LIVE REVIEW: Marduk and Immolation – Underworld, London

The concept of faith might be diametrically opposed to Marduk’s pitch-black worldview but the Swedish fundamentalists are worthy of yours. Of all the Second Wave black metal bands who still consider their iconoclastic craft a full-time concern, Marduk are the ones who always deliver. They could be accused of lacking a sense of adventure when it comes to songwriting but that’s kinda missing the whole point of the band: Marduk’s focus on keeping the blastbeats weirdly martial and riffs all broken, atonal and haunted is their strength. Guitarist and antagonist-in-chief Morgan “Evil” Håkansson has been doing this since 1990 yet seems to have little trouble accessing the fire that has juiced some of metal’s most unholy moments on record — Serpent Sermon, Marduk’s 12th album, is all about the “more diabolical sense of what black metal is really all about,” says Håkansson; and is mercilessly fierce and dark say us.
What the records say is that it was three years in coming. In that time, Marduk have changed labels, released the three-track Iron Dawn. Three years is the longest we’ve had to wait between albums but the legions are still faithful. Tickets for tonight sold-out well in advance, and while you could point to Immolation’s overdue return to the UK as a selling point remember that Marduk always sell-out these venues when they’re over here.

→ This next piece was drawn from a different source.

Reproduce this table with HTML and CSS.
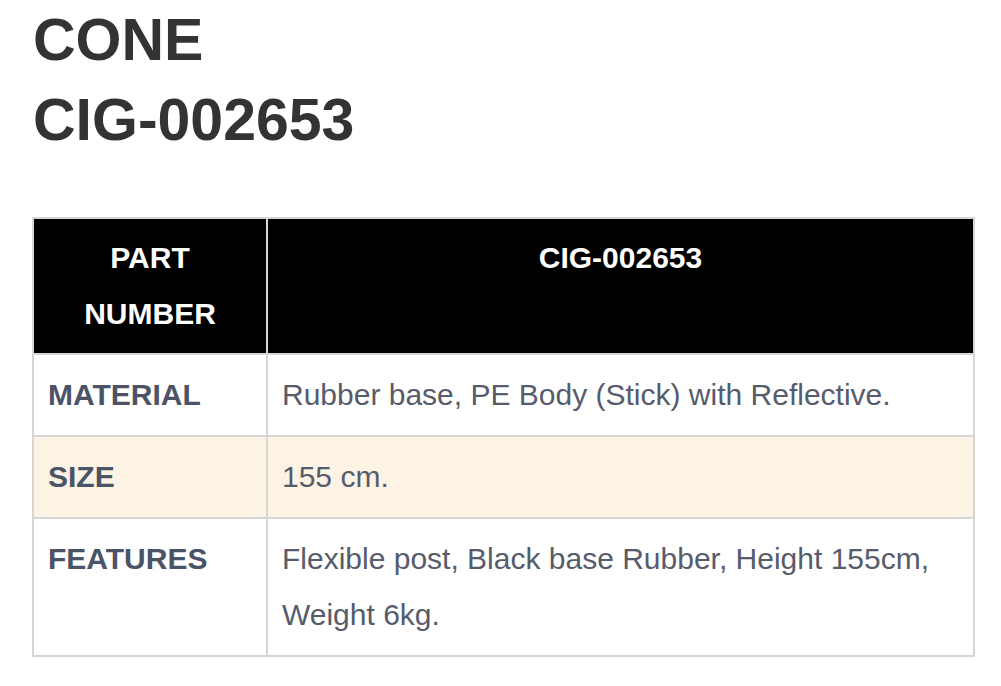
FILE: index.html
```html
<!DOCTYPE html>
<html lang="en">
<head>
<meta charset="utf-8">
<title>CONE CIG-002653</title>
<link rel="stylesheet" href="styles.css">
</head>
<body>
<div class="page">
  <h1 class="title">CONE<br>CIG-002653</h1>
  <table class="spec">
    <thead>
      <tr>
        <th class="col-label">PART<br>NUMBER</th>
        <th class="col-value">CIG-002653</th>
      </tr>
    </thead>
    <tbody>
      <tr>
        <td class="label">MATERIAL</td>
        <td class="value">Rubber base, PE Body (Stick) with Reflective.</td>
      </tr>
      <tr class="alt">
        <td class="label">SIZE</td>
        <td class="value">155 cm.</td>
      </tr>
      <tr>
        <td class="label">FEATURES</td>
        <td class="value">Flexible post, Black base Rubber, Height 155cm,<br>Weight 6kg.</td>
      </tr>
    </tbody>
  </table>
</div>
</body>
</html>
```
FILE: styles.css
```css
html, body {
  margin: 0;
  padding: 0;
  background: #ffffff;
}

.page {
  padding: 0 0 0 32px;
  font-family: "Liberation Sans", Arial, sans-serif;
}

.title {
  margin: 0 0 57px 1px;
  font-size: 59px;
  line-height: 80px;
  font-weight: bold;
  color: #333333;
}

.spec {
  width: 943px;
  border-collapse: collapse;
  border: 2px solid #d6d6d6;
  font-size: 30px;
  line-height: 56px;
}

.spec th,
.spec td {
  border: 2px solid #d6d6d6;
  padding: 12px 14px;
  vertical-align: top;
}

.spec th {
  padding-top: 11px;
  padding-bottom: 11px;
  background: #000000;
  color: #ffffff;
  font-weight: bold;
  text-align: center;
}

.col-label {
  width: 204px;
}

.label {
  font-weight: bold;
  color: #4b5367;
}

.value {
  color: #565c6b;
  padding-left: 15px;
}

.alt td {
  background: #fdf3e4;
}
```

Early doors and a top-heavy bill meant that local death metal champs Dead Beyond Buried started their set playing to zealots, friends, and security staff but a lack of bodies didn’t rob them of a moral victory. What they lack in theatricality they make up with blue-collar head-down-and-shred death metal. Forthcoming LP The Dark Era will be made available for a free download and sees them them pitch their sound somewhere between all that classic Florida shit, Suffo-esque savagery and Demigod, and in playing to their strengths like this Dead Beyond Buried are more than capable of raising gooseflesh. Shit, that title-track, “The Dark Era”, is relentless.

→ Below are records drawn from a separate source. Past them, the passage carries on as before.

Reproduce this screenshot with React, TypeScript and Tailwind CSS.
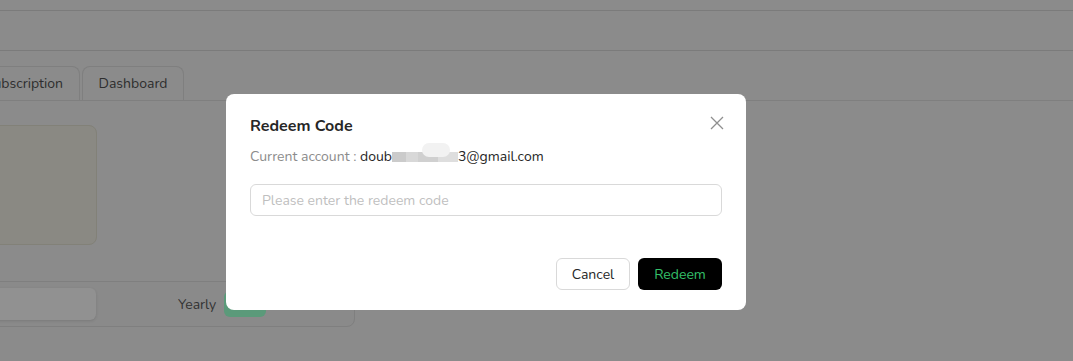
import React from "react";

export default function App() {
  const font = { fontFamily: "Nunito, Lato, 'Noto Sans', sans-serif" };
  return (
    <div
      className="relative h-[361px] w-[1073px] overflow-hidden bg-[#8b8b8b] text-[#2a2a2a]"
      style={font}
    >
      {/* page behind overlay */}
      <div className="h-[11px] border-b border-[#7b7b7b]" />
      <div className="h-[40px] border-b border-[#7b7b7b]" />
      <div className="mt-[16px] flex h-[34px] items-end border-b border-[#7f7f7f]">
        <div className="ml-[-20px] flex h-[34px] w-[100px] items-center justify-end rounded-t-[8px] border border-b-0 border-[#7f7f7f] pr-[16px] text-[14px] text-[#2e2e2e]">
          Subscription
        </div>
        <div className="ml-[2px] flex h-[34px] w-[102px] items-center justify-center rounded-t-[8px] border border-b-0 border-[#7f7f7f] text-[14px] text-[#2e2e2e]">
          Dashboard
        </div>
      </div>
      <div className="mt-[24px] ml-[-20px] h-[120px] w-[117px] rounded-[8px] border border-[#828178] bg-[#8a8983]" />
      <div className="mt-[36px] ml-[-20px] flex h-[46px] w-[375px] items-center rounded-br-[8px] border border-[#7f7f7f] bg-[#8a8a8a] pl-[8px]">
        <div className="h-[32px] w-[107px] rounded-[6px] bg-[#919191] shadow-[0_1px_3px_rgba(0,0,0,0.12)]" />
        <span className="ml-[82px] text-[14px] text-[#333]">Yearly</span>
        <div className="ml-[8px] h-[26px] w-[42px] rounded-[6px] bg-[#5b9a7a]" />
      </div>

      {/* modal */}
      <div className="absolute left-[226px] top-[94px] flex h-[216px] w-[520px] flex-col rounded-[8px] bg-white px-[24px] pt-[20px] pb-[20px]">
        <div className="flex items-center justify-between">
          <h2 className="text-[16px] font-bold leading-[24px] text-[#262626]">Redeem Code</h2>
          <svg
            width="14"
            height="14"
            viewBox="0 0 14 14"
            className="mr-[-2px] mt-[-6px]"
            stroke="#8f8f8f"
            strokeWidth="1.3"
            fill="none"
          >
            <path d="M1 1L13 13M13 1L1 13" />
          </svg>
        </div>
        <div className="mt-[9px] flex items-center text-[14px] leading-[20px]">
          <span className="text-[#8c8c8c]">Current account :&nbsp;</span>
          <span className="text-[#262626]">doub</span>
          <span className="relative inline-flex h-[12px] w-[66px] items-center">
            <span className="h-[10px] w-[14px] bg-[#cbcbcb]" />
            <span className="h-[10px] w-[12px] bg-[#d8d8d8]" />
            <span className="h-[10px] w-[20px] bg-[#d0d0d0]" />
            <span className="h-[10px] w-[20px] bg-[#dedede]" />
            <span className="absolute left-[30px] top-[-8px] h-[14px] w-[28px] rounded-full bg-[#f2f2f2]" />
          </span>
          <span className="text-[#262626]">3@gmail.com</span>
        </div>
        <div className="mt-[17px] flex h-[32px] items-center rounded-[6px] border border-[#d9d9d9] px-[11px] text-[14px] text-[#bfbfbf]">
          Please enter the redeem code
        </div>
        <div className="mt-auto flex justify-end gap-[8px]">
          <button className="h-[32px] w-[74px] rounded-[6px] border border-[#d9d9d9] bg-white text-[14px] text-[#262626]">
            Cancel
          </button>
          <button className="h-[32px] w-[84px] rounded-[6px] bg-black text-[14px] text-[#34c06a]">
            Redeem
          </button>
        </div>
      </div>
    </div>
  );
}
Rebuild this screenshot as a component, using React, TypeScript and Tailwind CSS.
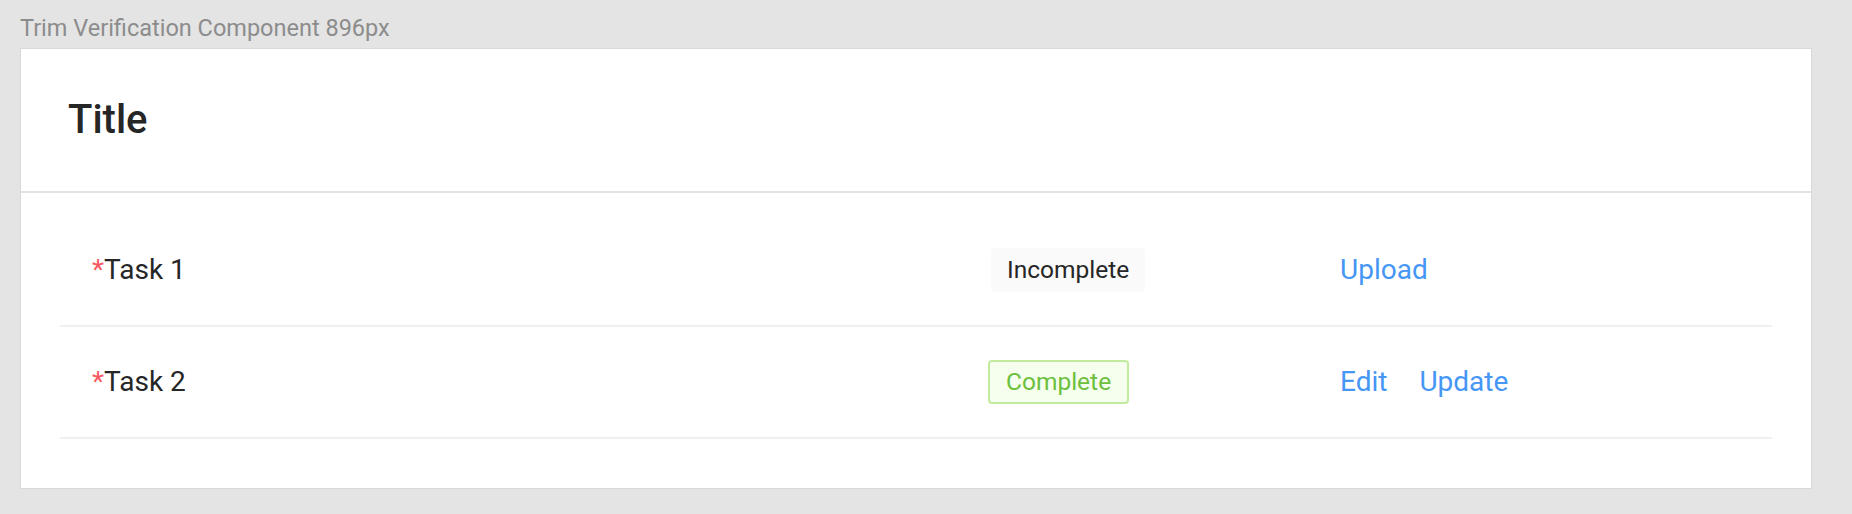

What immediately follows is largely unremarkable. De Profundis and Forsaken World are in equal measure boring; the latter worthy and all but toil under the weight of their musical aspiration; the former look like Hallowe’en cakes and sound tame.

There is nothing tame about Immolation. There is a sense that Immolation are still largely slept-on despite filing at least two stone-cold classics in death metal’s canon in Dawn of Possession and Failures for Gods. Last year’s Providence EP — which was a free download, so you’ve got no excuse for not having it — was proof if needed that their capacity for cloaking their riffs in an atmosphere of total darkness remains undiminished by time. Ross Dolan’s just super-glad to be here, taking in the aspect of a venue being torn apart to his jams. His bonhomie might be at odds with the subject matter but, whatever: “What they Bring”, “Dawn of Possession”, “No Jesus, No Beast” … All are dispatched with a relentless efficiency that more than justified Morgan Håkansson’s enthusiasm at the prospect of touring with them.

Efficiency and an ear for warped darkness are qualities that the Yonkers DM vets share with the Swedes. Immolation’s set was slam-heavy and physically draining, Marduk’s crowd are subsumed into this weird sense of ritual. Of course it’s more anti-social; black metal always shouts to the individual’s inner torment where death metal is something that’s easier to share in. Tracks such as “The Levelling Dust” from Rom 5:12, arguably their greatest album, make a strong case for living an alternative lifestyle, taking in exorcisms for entertainment in favor of frivolous activities like baseball and football, going nocturnal … And that’s all you can really ask for in extreme art such as this; the feeling of moral displacement. And as such Marduk are a triumph. Where a band such as Dark Funeral blasts itself into a caricature of Norse extremity and mono-dimensional pummel, Marduk have the conviction and talent to hold your attention. In Mortuus they’ve got one of the few frontmen in black metal who can match Gaahl for unholy charisma. This is a band whose signature anthem is a blast-heavy aria to a German tank; Marduk could be accused of many things but being subtle. “London let us all remember why we are here tonight,” says Mortuus, helpfully, “To slay the Nazarene.” Err, amen to that.